Deputy Minister of the Interior
- In office 1 February 2026 – 19 July 2026
- President: Ahmed al-Sharaa
- Succeeded by: Maleh al-Shantut

Personal details
- Born: 1980 (age 45–46) Aleppo, Syria
- Party: Independent
- Other political affiliations: Hay'at Tahrir al-Sham (until 2025)

Military service
- Allegiance: Syrian opposition (2011–2024); Syria (since 2025);
- Branch/service: Ministry of Interior
- Years of service: 2012 — present
- Rank: Major general
- Battles/wars: Syrian civil war

= Abdul Qader Tahan =

Abdul Qader Tahan (Arabic: عبد القادر طحان; born 1980), is a Syrian security official and military officer. He has served as Director of the General Intelligence Service.

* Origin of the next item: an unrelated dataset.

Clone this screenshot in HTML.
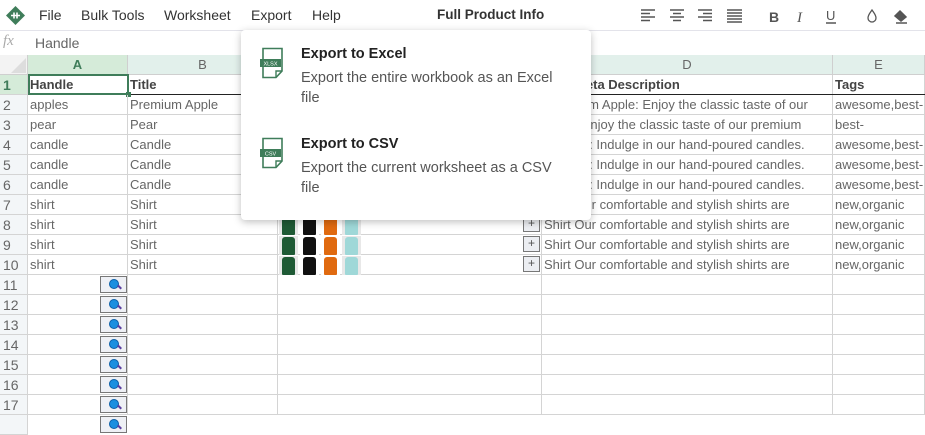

== Early life and education ==
Tahan was born in 1980 in Aleppo, Syria. He studied Islamic sciences at the al-Sha'baniyah School in Aleppo and later at the Fath Institute in Damascus. In 2008 he enrolled in the Arabic language department at the University of Aleppo and later continued his studies, including a master's programme in literature, at the University of Idlib.

== Career ==
Tahan joined the Syrian uprising from its early stages in 2011. In mid-2012 he founded the Quds Battalion (Katibat al-Quds) in the western countryside of Aleppo. The group later expanded into the Islamic Quds Brigades (Kata'ib al-Quds al-Islamiyya).In July 2015 the brigades under his leadership joined Jabhat al-Nusra (later Jabhat Fatah al-Sham and then Hay'at Tahrir al-Sham, HTS). Within HTS he moved into security roles under the names Abdullah Amer Agha and Abu Amer al-Halabi.
He served as security official for western Aleppo (2016), deputy security official for Aleppo governorate (2017), and later held positions in western Idlib and as director of the Jisr al-Shughur area (2019–2020). Between 2021 and 2023 he headed the Inspection and Oversight Directorate at the Interior Ministry of the Syrian Salvation Government.

After the fall of the Assad government in December 2024, Tahan took a leading role in the General Security Service. On 25 May 2025 he was appointed Assistant Minister of the Interior for Security Affairs with the rank of major general.

On 19 July 2026, President Ahmed al-Sharaa appointed him Director of the General Intelligence Service, succeeding Hussein al-Salama.